What does that even mean? That statement is at the same time paranoid, arrogant, and subtly threatening. It's as if to say that without the ability to decrypt interesting traffic, the NSA would be forced to take stronger measures to curtail internet traffic.
The statement implies that in the absence of "strong decryption programs" then there would be only restricted access to and use of cyberspace. I'm sure the intelligence leadership in the US Government look at China's Great Firewall with both trepidation and admiration.
In many government documents, use of the name "U.S." is shorthand for the U.S. national government, not the entirety of the nation. Sometimes it is even shorthand for the particular agency that authored the document (since, in theory, they represent and act on behalf of the entire nation).
So what this internal NSA document most likely means by "unrestricted access and use" is the NSA's unrestricted access to, and use of, whatever data they want.
Think of it like a budget justification (since that is the purpose of at least half of all internal government reports). "You need to keep spending a lot of money on this program if you want us to keep getting all that data you like so much."
So most states are slowly moving towards implementing their own little firewalls.

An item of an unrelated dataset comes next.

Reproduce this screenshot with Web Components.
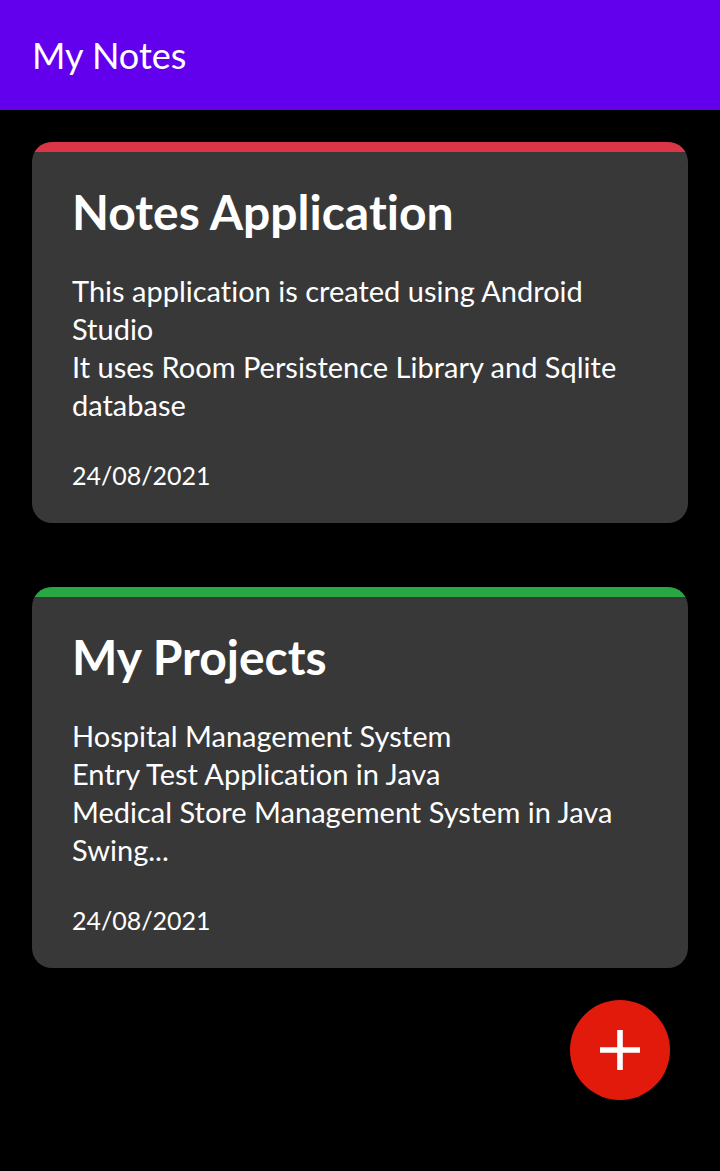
<!DOCTYPE html>
<html lang="en">
<head>
<meta charset="utf-8">
<meta name="viewport" content="width=device-width, initial-scale=1">
<title>My Notes</title>
<style>
html, body { margin: 0; background: #000; }
body { color: #fff; font-family: Lato, "Open Sans", sans-serif; font-variant-ligatures: none; }
</style>
</head>
<body>
<notes-app>
  <app-bar slot="bar">My Notes</app-bar>
  <note-card style="--accent:#dc3545">
    <span slot="title">Notes Application</span>
    <span slot="text">This application is created using Android Studio<br>It uses Room Persistence Library and Sqlite database</span>
    <time slot="date" datetime="2021-08-24">24/08/2021</time>
  </note-card>
  <note-card style="--accent:#28a745">
    <span slot="title">My Projects</span>
    <span slot="text">Hospital Management System<br>Entry Test Application in Java<br>Medical Store Management System in Java Swing...</span>
    <time slot="date" datetime="2021-08-24">24/08/2021</time>
  </note-card>
  <add-button slot="action"></add-button>
</notes-app>
<script>
class ShadowElement extends HTMLElement {
  constructor() {
    super();
    this.attachShadow({ mode: "open" }).innerHTML = this.constructor.markup;
  }
}

class NotesApp extends ShadowElement {
  static markup = `
    <style>
      :host { display: flex; flex-direction: column; min-height: 100vh; }
      main { display: flex; flex-direction: column; gap: 64px; padding: 32px; }
    </style>
    <slot name="bar"></slot>
    <main><slot></slot></main>
    <slot name="action"></slot>`;
}

class AppBar extends ShadowElement {
  static markup = `
    <style>
      :host { display: block; background: #6200ee; }
      header { padding: 32px; }
      h1 { margin: 0; font-size: 36px; line-height: 46px; font-weight: 400; }
    </style>
    <header><h1><slot></slot></h1></header>`;
}

class NoteCard extends ShadowElement {
  static markup = `
    <style>
      :host { display: block; background: #383838; border-radius: 20px; overflow: hidden; }
      .accent { height: 10px; background: var(--accent); }
      article { display: flex; flex-direction: column; gap: 30px; padding: 30px 40px 27px; }
      h2 { margin: 0; font-size: 48px; line-height: 60px; font-weight: 700; }
      p { margin: 0; font-size: 29px; line-height: 38px; }
      .date { font-size: 25px; line-height: 42px; }
    </style>
    <div class="accent"></div>
    <article>
      <h2><slot name="title"></slot></h2>
      <p><slot name="text"></slot></p>
      <p class="date"><slot name="date"></slot></p>
    </article>`;
}

class AddButton extends ShadowElement {
  static markup = `
    <style>
      :host { position: fixed; right: 50px; bottom: 71px; display: block; }
      button { display: grid; place-items: center; width: 100px; height: 100px; padding: 0; border: 0; border-radius: 50%; background: #e11a0c; color: #fff; cursor: pointer; }
      svg { display: block; }
    </style>
    <button type="button" aria-label="Add note">
      <svg width="40" height="40" viewBox="0 0 40 40" aria-hidden="true"><path fill="currentColor" d="M17.2 0h5.6v17.2H40v5.6H22.8V40h-5.6V22.8H0v-5.6h17.2z"/></svg>
    </button>`;
}

customElements.define("notes-app", NotesApp);
customElements.define("app-bar", AppBar);
customElements.define("note-card", NoteCard);
customElements.define("add-button", AddButton);
</script>
</body>
</html>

The only notable absence? The US. Despite occasional campaigns from religious nutters of various sizes and shapes and continuous pressures from commercial telcos, subsequent US administrations repeatedly affirmed that fundamental Net freedoms would not be curtailed.

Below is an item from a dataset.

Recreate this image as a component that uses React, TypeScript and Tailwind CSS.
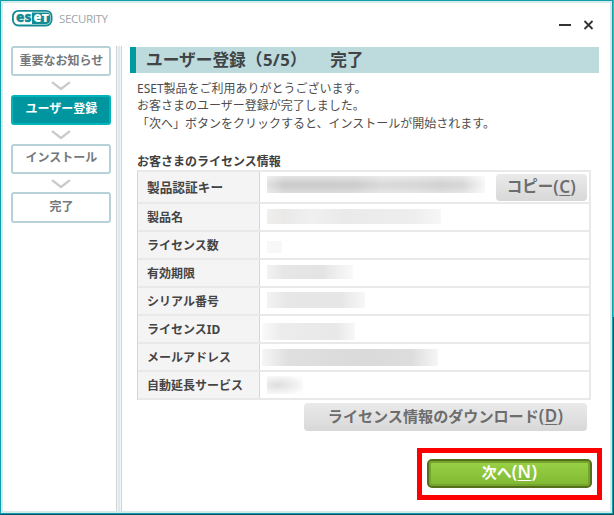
import type { ReactNode } from 'react';

type StepState = 'idle' | 'active';

interface Step {
  label: string;
  state: StepState;
}

interface LicenseRow {
  label: string;
  size: string;
  mask: string;
}

const steps: Step[] = [
  { label: '重要なお知らせ', state: 'idle' },
  { label: 'ユーザー登録', state: 'active' },
  { label: 'インストール', state: 'idle' },
  { label: '完了', state: 'idle' },
];

const rows: LicenseRow[] = [
  {
    label: '製品認証キー',
    size: 'h-8 text-[12.7px]',
    mask: 'ml-[7px] -mt-[5px] h-[17px] w-[218px] bg-[linear-gradient(to_bottom,#ffffff77,#ffffff00_45%,#ffffff00_60%,#ffffff55),linear-gradient(to_right,#e2e2e2,#cccccc_8%,#cdcdcd_40%,#dadada_52%,#d8d8d8_68%,#d2d2d2_80%,#d8d8d8_90%,#f8f8f8)]',
  },
  {
    label: '製品名',
    size: 'h-7 text-[12px]',
    mask: 'ml-[7px] -mt-px h-[15px] w-[174px] bg-[linear-gradient(to_right,#f1efec,#e9e9e9_10%,#f0f0f0_25%,#eaeaea_45%,#eeeeee_85%,#f7f7f7)]',
  },
  { label: 'ライセンス数', size: 'h-7 text-[12px]', mask: 'ml-[7px] mt-1 h-3 w-[15px] bg-[#f8f8f8]' },
  {
    label: '有効期限',
    size: 'h-7 text-[12px]',
    mask: 'ml-[7px] -mt-[2px] h-[14px] w-[86px] bg-[linear-gradient(to_right,#f3f3f3,#e6e6e6_20%,#e4e4e4_65%,#fafafa)]',
  },
  {
    label: 'シリアル番号',
    size: 'h-7 text-[12px]',
    mask: 'ml-[7px] -mt-[2px] h-4 w-[98px] bg-[linear-gradient(to_right,#f3f3f3,#e7e7e7_20%,#e6e6e6_75%,#f7f7f7)]',
  },
  {
    label: 'ライセンスID',
    size: 'h-7 text-[12px]',
    mask: 'ml-[2px] mt-[5px] h-[17px] w-[93px] bg-[linear-gradient(to_right,#fafafa,#ececec_20%,#e8e8e8_80%,#f8f8f8)]',
  },
  {
    label: 'メールアドレス',
    size: 'h-7 text-[12px]',
    mask: 'ml-[2px] mt-px h-[17px] w-[176px] bg-[linear-gradient(to_right,#f6f6f6,#dfdfdf_15%,#dadada_60%,#dddddd_85%,#f6f6f6)]',
  },
  {
    label: '自動延長サービス',
    size: 'h-7 text-[12px]',
    mask: 'ml-[7px] h-[18px] w-[36px] bg-[radial-gradient(ellipse_at_30%_50%,#dedede,#eeeeee_45%,#fdfdfd_85%)]',
  },
];

function Logo() {
  return (
    <div className="flex items-center">
      <svg width="41" height="25" viewBox="0 -4 41 25">
        <rect x="0.9" y="0.9" width="38.700" height="14.600" rx="5.500" fill="#fff" stroke="#128b94" strokeWidth="1.800" />
        <path d="M20 2.500H34.500c2.500 0 3.800 1.700 3.800 5.700s-1.300 5.700-3.800 5.700H20Z" fill="#128b94" />
        <text x="4" y="12.300" fontSize="13.500" fontWeight="800" fontFamily="Open Sans" fill="#128b94" stroke="#128b94" strokeWidth="0.300" textLength="15.500" lengthAdjust="spacingAndGlyphs">es</text>
        <text x="21.500" y="12.300" fontSize="13.500" fontWeight="800" fontFamily="Open Sans" fill="#fff" textLength="8" lengthAdjust="spacingAndGlyphs">e</text>
        <text x="29.500" y="12.300" fontSize="10.500" fontWeight="800" fontFamily="Open Sans" fill="#fff" textLength="7.500" lengthAdjust="spacingAndGlyphs">T</text>
      </svg>
      <span className="ml-[6px] font-['Open_Sans',sans-serif] text-[11.500px] leading-[25px] tracking-[-0.35px] text-[#a0a5a8]">
        SECURITY
      </span>
    </div>
  );
}

function StepBox({ label, state }: Step) {
  const colors =
    state === 'active'
      ? 'border-[#00b5ba] bg-[#0096a0] text-white'
      : 'border-[#b7d1d8] bg-white text-[#74787a]';
  return (
    <div className={`flex h-[30.300px] w-[100px] items-center justify-center rounded-[3px] border-2 pb-px text-[12px] font-bold ${colors}`}>
      {label}
    </div>
  );
}

function Chevron() {
  return (
    <svg className="mt-[5px] mb-[3.500px] block" width="20" height="10" viewBox="0 0 20 10">
      <path d="M1 1.200 10 8 19 1.200" fill="none" stroke="#cacaca" strokeWidth="2.300" />
    </svg>
  );
}

function AccessKey({ letter }: { letter: string }) {
  return (
    <span className="text-[17px] font-semibold tracking-[0.3px]">
      (<u className="decoration-1 underline-offset-2">{letter}</u>)
    </span>
  );
}

function GrayButton({ className, children }: { className: string; children: ReactNode }) {
  return (
    <button
      className={`flex items-center justify-center rounded-[4px] bg-linear-to-b from-[#eaeaea] to-[#d8d8d8] pb-px font-bold text-[#6d6d6d] ${className}`}
    >
      {children}
    </button>
  );
}

export default function App() {
  return (
    <div className="flex h-[515px] w-[614px] flex-col bg-linear-to-b from-[#3fbcc2] from-[317px] to-[#00575f] to-[317px] pr-px pb-px font-['Noto_Sans','Noto_Sans_CJK_JP',sans-serif]">
      <div className="flex min-h-0 flex-1 flex-col border border-[#109daa]">
        <div className="flex min-h-0 flex-1 flex-col border-2 border-[#d6eaec] bg-white">
          <header className="flex h-[43px] shrink-0 items-start justify-between pt-[3px] pr-[15px] pl-[9px]">
            <Logo />
            <svg className="mt-[13px]" width="36" height="12" viewBox="0 0 36 12">
              <path d="M0 6h12" stroke="#333" strokeWidth="2" />
              <path d="m25.500 2 8 8m0-8-8 8" stroke="#333" strokeWidth="1.800" />
            </svg>
          </header>

          <div className="flex min-h-0 flex-1">
            <nav className="flex w-[113px] shrink-0 flex-col pl-[8.400px]">
              {steps.map((step, i) => (
                <div key={step.label} className="flex w-[100px] flex-col items-center">
                  {i > 0 && <Chevron />}
                  <StepBox {...step} />
                </div>
              ))}
            </nav>
            <div className="flex w-[6px] shrink-0 justify-center border-x border-[#d0d2d3] bg-[#f3f5f6]">
              <div className="w-[2px] bg-[#d9ebee]" />
            </div>

            <main className="flex flex-1 flex-col pt-px pr-[11px] pl-2">
              <h1 className="flex h-[26px] w-[469px] items-center border-l-[6px] border-[#009aa1] bg-[#bddadc] pl-[10px] text-[16.700px] font-bold whitespace-pre text-[#404447]">
                ユーザー登録
                <span className="tracking-[0.4px]">（5/5）</span>
                <span className="ml-[23px]">完了</span>
              </h1>
              <div className="mt-[6.500px] ml-[7px] text-[12px] leading-[17.500px] text-[#4d4d4d]">
                <p>ESET製品をご利用ありがとうございます。</p>
                <p>お客さまのユーザー登録が完了しました。</p>
                <p>「次へ」ボタンをクリックすると、インストールが開始されます。</p>
              </div>
              <h2 className="mt-[21.500px] ml-[7px] text-[12px] leading-[16px] font-bold text-[#404040]">お客さまのライセンス情報</h2>

              <div className="ml-[7px] w-[454px] shrink-0 border-t-2 border-r-2 border-l border-t-[#e9e9e9] border-r-[#e9e9e9] border-l-[#d6d6d6]">
                {rows.map((row, i) => (
                  <div key={row.label} className={`flex border-b-2 border-[#e9e9e9] ${row.size}`}>
                    <div className="flex w-[122px] items-center border-r border-[#d6d6d6] bg-[#f4f4f4] pt-[3px] pl-[9px] font-bold text-[#444]">
                      {row.label}
                    </div>
                    <div className="flex flex-1 items-center">
                      <div className={row.mask} />
                      {i === 0 && (
                        <GrayButton className="mt-px mr-[2px] ml-auto h-[27px] w-[91px] text-[15.500px]">
                          コピー
                          <AccessKey letter="C" />
                        </GrayButton>
                      )}
                    </div>
                  </div>
                ))}
              </div>

              <GrayButton className="mt-[3px] ml-[174px] h-[28px] w-[283px] shrink-0 text-[15.100px]">
                ライセンス情報のダウンロード
                <AccessKey letter="D" />
              </GrayButton>

              <div className="mt-[17px] ml-[287px] flex h-[52px] w-[185px] shrink-0 items-end justify-center border-[5px] border-[#ff0000] pb-[7px]">
                <button className="flex h-[29px] w-[165px] items-center justify-center rounded-[5px] border-2 border-[#55701c] bg-linear-to-b from-[#9ad347] to-[#7fb732] pb-[2px] text-[15px] font-bold text-white shadow-[inset_0_0_0_2px_#76a52d]">
                  次へ
                  <AccessKey letter="N" />
                </button>
              </div>
            </main>
          </div>
        </div>
      </div>
    </div>
  );
}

This document states that such a position is not coming from idealism or even commercial convenience: it's a way to persuade the rest of the world to do business over networks and protocols that the NSA can tap at will. Should this capability be forcefully contained, there wouldn't be a political incentive to keep the Net flowing freely through US routers.
It's a perfectly reasonable and plausible position, and that's why it's so terrifying.
These laws were included in the German constitution following the "denazification" of Germany by the USA, where Nazi symbols were banned and literature burned.
The laws against Holocaust denial and Nazi symbols were pretty much forced by the USA. It's extremely ironic how often they're mentioned as an illustration of the USA's devotion to free speech.
So why doesn't German remove the laws now that they've served their wartime reconstruction purpose?
And that is why they were put in, the same reason that even in the U.S. free speech was curtailed in many areas during the American Civil War.
I think you know the answer to that one ;-)
As someone who has been following the NSA and government monitoring of online activity for close to 15 years the Snowden leaks just keep taking the wind out of me. It's like everything that we thought might be going on was actually going on. When Theo de Raadt wrote the above mail I, like many at the time, assumed it was tinfoil hat territory. I was clearly wrong.
[1] Those claims made by Greg are completely untrue. I ran the professional services group for that company and will happily attest to whomever asks that at no time did we insert a backdoor (or anything that could even be construed as such) into IPSEC.
Somehow I doubt if you did that you could tell us. You might even have to lie to be able to comment on that letter at all.
When all the hullabaloo around the alleged IPSEC backdoor occurred, it was frustrating to not be able to be as open about it as I wanted (not because of any government/security issues, but because at the time I still worked for the company and we were advised against talking about it).
You are free to assume that even right now as I type this, a shadowy figure in an ill-fitting Brooks Brothers suit is standing over me dictating my responses, and then chastising me for spending my time on HackerNews.
I'm hoping open development models(open source, peer production, peer review) end up providing the correct institutional incentives for us to innovate away the mistrust.
To misquote Linus: “given enough eyeballs, all backdoors are shallow.”